The pro-business NCP focused instead on the handling of the Uniper negotiations. Uniper, a subsidiary of the majority-state-owned Finnish energy firm Fortum, ran into major financial difficulties due to Russia's curtailment of gas exports last summer.
MP Pia Kauma (NCP) criticised the prime minister for handling the ensuing crisis over text messages instead of pausing her summer break to travel to Berlin and "defend the interests of Finnish taxpayers and investors".
Minister for European Affairs and Ownership Steering Tytti Tuppurainen (SDP) covered for Marin during a critical phase of the negotiations in Berlin. The prime minister said she was in close contact throughout the negotiations despite being on holiday.
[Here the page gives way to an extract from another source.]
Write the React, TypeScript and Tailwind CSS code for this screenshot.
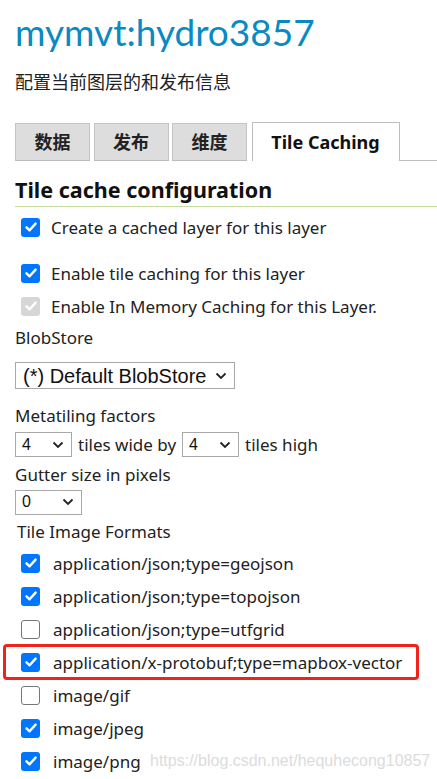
import React from "react";

const FONT = { fontFamily: '"Noto Sans", "Noto Sans CJK SC", sans-serif' };

function Check({ checked, disabled }: { checked: boolean; disabled?: boolean }) {
  if (!checked) {
    return (
      <span className="inline-block w-[19px] h-[19px] rounded-[3px] border border-[#767676] bg-white shrink-0" />
    );
  }
  return (
    <span
      className={`inline-flex items-center justify-center w-[19px] h-[19px] rounded-[3px] shrink-0 ${
        disabled ? "bg-[#d6d6d6]" : "bg-[#0075ff]"
      }`}
    >
      <svg width="14" height="14" viewBox="0 0 14 14">
        <path
          d="M2.5 7.3 L5.6 10.3 L11.6 3.6"
          fill="none"
          stroke="white"
          strokeWidth="2.4"
          strokeLinecap="round"
          strokeLinejoin="round"
        />
      </svg>
    </span>
  );
}

function CheckRow({
  label,
  checked,
  disabled,
  className = "",
  gap = "gap-[11px]",
}: {
  label: string;
  checked: boolean;
  disabled?: boolean;
  className?: string;
  gap?: string;
}) {
  return (
    <div className={`flex items-center ${gap} pl-[21px] h-[24px] ${className}`}>
      <Check checked={checked} disabled={disabled} />
      <span className="text-[17px] text-[#222] leading-none">{label}</span>
    </div>
  );
}

function Select({ value, width, big }: { value: string; width: string; big?: boolean }) {
  return (
    <div
      className={`inline-flex items-center justify-between border border-[#a9a9a9] bg-white ${width} ${
        big ? "h-[27px] pl-[7px] pr-[7px]" : "h-[25px] pl-[6px] pr-[7px]"
      }`}
    >
      <span
        className={`${big ? "text-[20px]" : "text-[16px]"} text-[#111] leading-none`}
        style={{ fontFamily: '"Liberation Sans", Arial, sans-serif' }}
      >
        {value}
      </span>
      <svg width="12" height="8" viewBox="0 0 12 8">
        <path d="M1.5 1.5 L6 6 L10.5 1.5" fill="none" stroke="#222" strokeWidth="1.8" />
      </svg>
    </div>
  );
}

const tabs = ["数据", "发布", "维度"];

const formats: { label: string; checked: boolean; highlight?: boolean }[] = [
  { label: "application/json;type=geojson", checked: true },
  { label: "application/json;type=topojson", checked: true },
  { label: "application/json;type=utfgrid", checked: false },
  { label: "application/x-protobuf;type=mapbox-vector", checked: true, highlight: true },
  { label: "image/gif", checked: false },
  { label: "image/jpeg", checked: true },
  { label: "image/png", checked: true },
];

export default function App() {
  return (
    <div className="w-[437px] h-[779px] overflow-hidden bg-white relative" style={FONT}>
      <h1
        className="pl-[15px] pt-[8px] text-[37px] leading-[48px] text-[#0a8ac3]"
        style={{ fontFamily: "Lato, sans-serif" }}
      >
        mymvt:hydro3857
      </h1>
      <p className="pl-[15px] mt-[14px] text-[18px] leading-[24px] text-[#222]">配置当前图层的和发布信息</p>

      {/* tabs */}
      <div className="flex items-end pl-[15px] mt-[28px] h-[39px]">
        {tabs.map((t) => (
          <div
            key={t}
            className="w-[75px] h-[38px] mr-[3.5px] bg-[#dddddd] border border-[#c4c4c4] border-b-[#bbb] flex items-center justify-center text-[18px] font-bold text-[#222]"
          >
            {t}
          </div>
        ))}
        <div className="w-[148px] h-[39px] ml-[1px] bg-white border border-[#bdbdbd] border-b-0 flex items-center justify-center text-[18px] font-bold text-[#111]">
          Tile Caching
        </div>
        <div className="flex-1 border-b border-[#bdbdbd]" />
      </div>

      <h2 className="ml-[15px] mt-[16px] text-[21.5px] leading-[26px] font-bold text-[#111] pb-[3px] border-b border-[#c6dd9e]">
        Tile cache configuration
      </h2>

      <CheckRow className="mt-[8px]" label="Create a cached layer for this layer" checked />
      <CheckRow className="mt-[22px]" label="Enable tile caching for this layer" checked />
      <CheckRow className="mt-[9px]" label="Enable In Memory Caching for this Layer." checked disabled />

      <div className="pl-[15px] mt-[8px] text-[17px] leading-[24px] text-[#222]">BlobStore</div>
      <div className="pl-[15px] mt-[12px] h-[27px]">
        <Select value="(*) Default BlobStore" width="w-[220px]" big />
      </div>

      <div className="pl-[15px] mt-[15px] text-[17px] leading-[24px] text-[#222]">Metatiling factors</div>
      <div className="pl-[15px] mt-[4px] h-[25px] flex items-center gap-[6px] text-[17px] text-[#222]">
        <Select value="4" width="w-[57px]" />
        <span>tiles wide by</span>
        <Select value="4" width="w-[57px]" />
        <span>tiles high</span>
      </div>

      <div className="pl-[15px] mt-[6px] text-[17px] leading-[24px] text-[#222]">Gutter size in pixels</div>
      <div className="pl-[15px] mt-[2px] h-[25px]">
        <Select value="0" width="w-[67px]" />
      </div>

      <div className="pl-[17px] mt-[6px] text-[17px] leading-[24px] text-[#222]">Tile Image Formats</div>

      <div className="mt-[7px] flex flex-col gap-[9px]">
        {formats.map((f) =>
          f.highlight ? (
            <div
              key={f.label}
              className="ml-[3px] w-[416px] -my-[6px] py-[3px] border-[3px] border-[#f0221c] rounded-[4px]"
            >
              <CheckRow className="!pl-[15px]" gap="gap-[13px]" label={f.label} checked={f.checked} />
            </div>
          ) : (
            <CheckRow key={f.label} gap="gap-[13px]" label={f.label} checked={f.checked} />
          )
        )}
      </div>

      <div
        className="absolute left-[150px] top-[750px] text-[16px] text-[#dcdcdc] leading-[22px]"
        style={{ fontFamily: '"Liberation Sans", Arial, sans-serif' }}
      >
        https://blog.csdn.net/hequhecong10857
      </div>
    </div>
  );
}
"I don't get it – is the issue here that I worked during my holidays?" Marin asked during her response to the criticism.
Kauma noted that Uniper's negotiations resulted in substantial losses in Finland's value of state holdings.
Tuppurainen responded by saying that it was Germany who footed the biggest part of the bill in the end, not Finland. She also criticised Fortum's previous leadership for their "risky" decision to buy Uniper in 2017.
Calls to nationalise energy grid
Movement Now leader Harry Harkimo expressed his support for Purra's motion of no confidence, but added that he agreed with the Left Alliance's position on nationalising electricity transmission networks.
The Left Alliance suggested that Finland should completely buy out energy firm Fortum – which is currently about 51 percent state-owned – and nationalise the entire electricity grid. Left MP Mai Kivelä justified the proposal by saying that natural monopolies should not be controlled by entities that could manipulate their status for profit.
Harkimo said that the transmission networks should be bought back into national ownership for security reasons.